The integration of machine learning and artificial intelligence is leading to the development of "machine-learned force fields." These are more accurate and computationally efficient, pushing the boundaries of the size and timescales that can be reliably simulated 6 .
These advancements are steadily blurring the line between simulation and reality, paving the way for a future where new materials are comprehensively designed and tested in silico before a single gram is ever synthesized in a lab.
Molecular dynamics simulation has fundamentally changed our relationship with matter. It has given us a "computational microscope" capable of witnessing the invisible dance of atoms that dictates the properties of the world around us.

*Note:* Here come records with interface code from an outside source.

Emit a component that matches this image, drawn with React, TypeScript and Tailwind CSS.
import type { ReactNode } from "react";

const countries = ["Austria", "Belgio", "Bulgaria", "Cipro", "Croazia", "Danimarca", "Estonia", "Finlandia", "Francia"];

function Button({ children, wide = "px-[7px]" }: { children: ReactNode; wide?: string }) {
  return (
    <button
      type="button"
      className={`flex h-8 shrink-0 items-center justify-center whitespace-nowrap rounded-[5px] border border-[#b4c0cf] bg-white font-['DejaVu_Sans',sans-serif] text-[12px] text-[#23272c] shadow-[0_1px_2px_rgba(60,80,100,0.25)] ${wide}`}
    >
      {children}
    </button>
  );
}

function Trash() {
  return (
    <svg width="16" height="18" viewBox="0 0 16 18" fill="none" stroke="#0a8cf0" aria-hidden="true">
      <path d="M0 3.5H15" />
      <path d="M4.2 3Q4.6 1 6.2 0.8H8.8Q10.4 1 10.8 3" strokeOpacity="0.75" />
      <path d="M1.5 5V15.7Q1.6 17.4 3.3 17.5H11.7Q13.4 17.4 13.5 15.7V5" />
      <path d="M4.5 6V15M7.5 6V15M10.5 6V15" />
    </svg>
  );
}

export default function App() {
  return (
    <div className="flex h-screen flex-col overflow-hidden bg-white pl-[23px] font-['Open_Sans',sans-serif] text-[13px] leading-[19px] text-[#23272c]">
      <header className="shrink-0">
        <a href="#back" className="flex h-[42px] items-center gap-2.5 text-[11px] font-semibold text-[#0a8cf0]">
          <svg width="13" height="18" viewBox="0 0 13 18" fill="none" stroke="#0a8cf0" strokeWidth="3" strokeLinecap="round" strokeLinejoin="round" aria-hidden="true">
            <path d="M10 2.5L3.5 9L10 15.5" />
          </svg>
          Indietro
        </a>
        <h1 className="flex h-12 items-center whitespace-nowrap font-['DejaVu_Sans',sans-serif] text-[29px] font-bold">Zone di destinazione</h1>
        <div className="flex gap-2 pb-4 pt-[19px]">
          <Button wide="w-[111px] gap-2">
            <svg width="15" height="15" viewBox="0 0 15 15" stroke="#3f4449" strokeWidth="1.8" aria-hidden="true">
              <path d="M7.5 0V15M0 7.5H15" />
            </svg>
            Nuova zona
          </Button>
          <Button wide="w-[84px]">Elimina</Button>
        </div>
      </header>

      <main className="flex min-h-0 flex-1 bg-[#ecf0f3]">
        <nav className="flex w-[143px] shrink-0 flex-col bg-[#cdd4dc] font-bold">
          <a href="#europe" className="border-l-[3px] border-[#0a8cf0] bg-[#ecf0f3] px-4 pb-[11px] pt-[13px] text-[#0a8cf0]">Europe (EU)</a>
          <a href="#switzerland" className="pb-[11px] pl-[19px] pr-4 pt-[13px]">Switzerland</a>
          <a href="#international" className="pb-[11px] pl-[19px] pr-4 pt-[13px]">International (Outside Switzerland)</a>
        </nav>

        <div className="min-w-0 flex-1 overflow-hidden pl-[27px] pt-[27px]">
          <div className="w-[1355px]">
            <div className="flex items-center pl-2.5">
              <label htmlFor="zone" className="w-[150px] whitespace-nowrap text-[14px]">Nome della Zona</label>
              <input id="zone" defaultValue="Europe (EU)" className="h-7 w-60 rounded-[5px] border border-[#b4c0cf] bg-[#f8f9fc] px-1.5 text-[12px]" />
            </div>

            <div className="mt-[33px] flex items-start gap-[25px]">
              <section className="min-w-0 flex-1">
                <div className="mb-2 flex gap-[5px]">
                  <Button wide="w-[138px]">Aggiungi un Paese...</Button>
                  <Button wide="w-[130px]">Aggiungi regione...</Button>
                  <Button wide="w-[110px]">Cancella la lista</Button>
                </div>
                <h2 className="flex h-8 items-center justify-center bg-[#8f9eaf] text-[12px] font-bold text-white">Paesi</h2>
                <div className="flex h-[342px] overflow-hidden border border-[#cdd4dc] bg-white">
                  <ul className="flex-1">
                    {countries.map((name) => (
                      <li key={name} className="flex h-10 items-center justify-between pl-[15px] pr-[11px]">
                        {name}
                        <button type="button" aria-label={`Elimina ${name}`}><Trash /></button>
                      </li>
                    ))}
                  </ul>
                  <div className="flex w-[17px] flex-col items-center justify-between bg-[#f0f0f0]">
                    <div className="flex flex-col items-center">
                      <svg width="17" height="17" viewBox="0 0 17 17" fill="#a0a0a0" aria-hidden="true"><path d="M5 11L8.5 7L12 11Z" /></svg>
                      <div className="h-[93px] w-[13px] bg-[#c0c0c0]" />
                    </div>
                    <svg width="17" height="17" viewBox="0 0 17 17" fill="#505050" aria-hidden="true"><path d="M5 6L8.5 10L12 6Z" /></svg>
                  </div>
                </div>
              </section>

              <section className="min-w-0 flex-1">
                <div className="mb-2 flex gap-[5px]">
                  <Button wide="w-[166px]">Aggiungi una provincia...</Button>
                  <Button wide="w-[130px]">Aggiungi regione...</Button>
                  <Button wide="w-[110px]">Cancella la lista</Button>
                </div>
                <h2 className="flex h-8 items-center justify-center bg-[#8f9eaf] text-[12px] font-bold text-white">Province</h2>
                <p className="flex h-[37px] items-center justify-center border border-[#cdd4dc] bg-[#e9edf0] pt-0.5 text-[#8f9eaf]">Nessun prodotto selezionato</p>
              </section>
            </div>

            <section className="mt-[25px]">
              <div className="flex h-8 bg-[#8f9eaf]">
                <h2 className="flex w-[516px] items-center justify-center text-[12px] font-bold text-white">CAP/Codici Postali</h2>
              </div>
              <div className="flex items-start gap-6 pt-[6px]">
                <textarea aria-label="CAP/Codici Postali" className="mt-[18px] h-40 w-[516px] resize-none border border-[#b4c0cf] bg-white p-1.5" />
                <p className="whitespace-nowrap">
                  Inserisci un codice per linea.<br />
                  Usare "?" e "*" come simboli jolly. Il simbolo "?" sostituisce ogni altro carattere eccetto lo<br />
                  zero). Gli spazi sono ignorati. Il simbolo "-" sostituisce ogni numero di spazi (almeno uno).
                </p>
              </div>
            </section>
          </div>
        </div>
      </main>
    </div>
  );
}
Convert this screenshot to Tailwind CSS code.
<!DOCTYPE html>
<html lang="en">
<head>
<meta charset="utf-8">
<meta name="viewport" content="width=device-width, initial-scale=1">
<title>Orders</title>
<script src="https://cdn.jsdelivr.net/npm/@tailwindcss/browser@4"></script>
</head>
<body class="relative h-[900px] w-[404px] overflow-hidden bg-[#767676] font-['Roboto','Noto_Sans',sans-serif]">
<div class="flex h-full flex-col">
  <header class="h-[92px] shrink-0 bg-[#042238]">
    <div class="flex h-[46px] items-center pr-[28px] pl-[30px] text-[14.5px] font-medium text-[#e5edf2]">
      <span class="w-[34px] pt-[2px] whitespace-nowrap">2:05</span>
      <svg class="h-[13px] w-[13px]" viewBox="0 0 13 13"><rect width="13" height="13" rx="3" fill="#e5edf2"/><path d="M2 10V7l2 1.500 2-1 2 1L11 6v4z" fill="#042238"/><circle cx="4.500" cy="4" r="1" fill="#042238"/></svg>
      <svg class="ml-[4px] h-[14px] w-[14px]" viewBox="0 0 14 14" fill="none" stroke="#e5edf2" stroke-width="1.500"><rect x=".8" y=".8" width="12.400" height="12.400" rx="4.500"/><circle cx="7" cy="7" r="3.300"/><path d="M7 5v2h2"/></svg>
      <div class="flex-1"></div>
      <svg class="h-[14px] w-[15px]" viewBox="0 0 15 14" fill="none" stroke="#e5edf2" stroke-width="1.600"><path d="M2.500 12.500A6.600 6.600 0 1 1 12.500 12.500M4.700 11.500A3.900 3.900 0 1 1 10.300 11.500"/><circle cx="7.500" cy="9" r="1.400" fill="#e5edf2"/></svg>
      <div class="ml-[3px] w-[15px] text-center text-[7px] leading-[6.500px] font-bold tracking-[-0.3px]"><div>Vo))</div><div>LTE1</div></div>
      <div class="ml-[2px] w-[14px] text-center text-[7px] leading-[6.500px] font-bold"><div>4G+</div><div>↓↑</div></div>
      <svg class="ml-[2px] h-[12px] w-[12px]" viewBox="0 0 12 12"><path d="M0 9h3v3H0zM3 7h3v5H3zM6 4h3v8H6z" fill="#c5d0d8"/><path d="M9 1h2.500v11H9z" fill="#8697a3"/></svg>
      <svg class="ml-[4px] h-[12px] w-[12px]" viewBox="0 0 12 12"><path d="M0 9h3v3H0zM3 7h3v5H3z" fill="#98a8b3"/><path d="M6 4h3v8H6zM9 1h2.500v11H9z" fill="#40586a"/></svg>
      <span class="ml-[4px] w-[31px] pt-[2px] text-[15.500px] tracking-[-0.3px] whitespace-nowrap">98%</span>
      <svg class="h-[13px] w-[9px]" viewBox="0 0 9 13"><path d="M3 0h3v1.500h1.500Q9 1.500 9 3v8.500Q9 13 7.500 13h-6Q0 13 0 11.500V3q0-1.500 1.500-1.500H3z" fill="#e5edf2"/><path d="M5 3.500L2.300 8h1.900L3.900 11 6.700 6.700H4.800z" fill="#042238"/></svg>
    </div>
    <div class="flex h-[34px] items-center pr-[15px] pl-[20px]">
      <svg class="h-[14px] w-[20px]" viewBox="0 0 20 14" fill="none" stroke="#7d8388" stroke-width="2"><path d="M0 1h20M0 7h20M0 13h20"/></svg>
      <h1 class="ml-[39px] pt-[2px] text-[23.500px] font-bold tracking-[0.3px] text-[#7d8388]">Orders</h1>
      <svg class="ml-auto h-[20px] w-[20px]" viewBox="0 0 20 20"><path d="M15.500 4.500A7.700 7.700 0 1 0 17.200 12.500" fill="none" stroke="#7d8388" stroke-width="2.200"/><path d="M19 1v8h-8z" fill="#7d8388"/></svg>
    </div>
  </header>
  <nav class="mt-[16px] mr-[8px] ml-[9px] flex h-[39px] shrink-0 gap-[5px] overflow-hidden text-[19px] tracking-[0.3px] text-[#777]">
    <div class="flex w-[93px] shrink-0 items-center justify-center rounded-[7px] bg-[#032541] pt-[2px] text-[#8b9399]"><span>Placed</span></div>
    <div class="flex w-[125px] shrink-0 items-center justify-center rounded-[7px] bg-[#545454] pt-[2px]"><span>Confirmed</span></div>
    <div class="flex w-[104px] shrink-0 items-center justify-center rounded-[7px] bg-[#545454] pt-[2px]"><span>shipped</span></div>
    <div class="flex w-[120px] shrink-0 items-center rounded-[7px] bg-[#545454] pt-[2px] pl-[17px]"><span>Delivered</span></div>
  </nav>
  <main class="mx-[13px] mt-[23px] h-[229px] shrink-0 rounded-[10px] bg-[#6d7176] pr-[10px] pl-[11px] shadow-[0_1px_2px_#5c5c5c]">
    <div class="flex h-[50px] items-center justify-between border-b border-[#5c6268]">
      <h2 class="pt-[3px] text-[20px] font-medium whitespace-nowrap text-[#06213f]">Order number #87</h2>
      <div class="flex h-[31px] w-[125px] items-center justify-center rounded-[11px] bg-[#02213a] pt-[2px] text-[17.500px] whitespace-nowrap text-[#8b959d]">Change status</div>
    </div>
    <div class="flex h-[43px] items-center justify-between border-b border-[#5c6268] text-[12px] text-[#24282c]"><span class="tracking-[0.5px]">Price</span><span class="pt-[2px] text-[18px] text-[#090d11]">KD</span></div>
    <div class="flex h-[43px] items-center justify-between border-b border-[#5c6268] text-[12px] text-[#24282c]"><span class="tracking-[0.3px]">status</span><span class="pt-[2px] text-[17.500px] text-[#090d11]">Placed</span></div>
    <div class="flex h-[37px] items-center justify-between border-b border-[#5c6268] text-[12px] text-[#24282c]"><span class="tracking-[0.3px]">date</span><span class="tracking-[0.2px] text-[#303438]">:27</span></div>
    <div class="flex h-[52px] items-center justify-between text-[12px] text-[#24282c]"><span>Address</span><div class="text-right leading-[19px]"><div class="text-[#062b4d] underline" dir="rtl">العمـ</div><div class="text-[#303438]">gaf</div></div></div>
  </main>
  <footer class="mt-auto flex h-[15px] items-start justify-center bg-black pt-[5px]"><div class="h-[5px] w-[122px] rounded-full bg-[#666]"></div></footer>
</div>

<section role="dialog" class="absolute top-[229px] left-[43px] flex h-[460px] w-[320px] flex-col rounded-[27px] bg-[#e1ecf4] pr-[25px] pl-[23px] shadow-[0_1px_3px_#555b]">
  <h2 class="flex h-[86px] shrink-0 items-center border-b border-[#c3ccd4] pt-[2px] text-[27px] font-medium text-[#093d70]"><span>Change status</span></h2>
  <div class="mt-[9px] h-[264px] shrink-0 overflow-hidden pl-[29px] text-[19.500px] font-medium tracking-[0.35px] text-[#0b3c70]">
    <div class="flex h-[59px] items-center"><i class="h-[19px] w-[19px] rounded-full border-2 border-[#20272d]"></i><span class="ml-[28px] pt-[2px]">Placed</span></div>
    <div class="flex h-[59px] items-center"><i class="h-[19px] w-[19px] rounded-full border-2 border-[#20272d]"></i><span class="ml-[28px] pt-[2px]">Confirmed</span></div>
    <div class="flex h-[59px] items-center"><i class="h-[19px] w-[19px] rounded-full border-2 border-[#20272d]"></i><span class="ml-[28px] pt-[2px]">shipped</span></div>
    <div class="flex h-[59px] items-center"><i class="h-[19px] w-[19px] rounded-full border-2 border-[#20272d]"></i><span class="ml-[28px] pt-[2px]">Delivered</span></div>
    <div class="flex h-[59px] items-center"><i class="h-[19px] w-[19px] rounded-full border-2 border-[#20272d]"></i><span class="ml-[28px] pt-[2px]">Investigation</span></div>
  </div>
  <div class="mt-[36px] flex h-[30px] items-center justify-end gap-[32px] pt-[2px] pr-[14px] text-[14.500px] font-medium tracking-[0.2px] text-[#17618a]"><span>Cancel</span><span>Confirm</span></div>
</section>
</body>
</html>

From making mines safer to designing sustainable polymers and advanced batteries, MD is a cornerstone of modern innovation. By combining the predictive power of simulation with the validating power of experiment, scientists are no longer confined to a slow, iterative process of material discovery. Instead, they can navigate the vast landscape of possible materials with unprecedented speed and precision, rationally designing the next generation of technology from the atom up.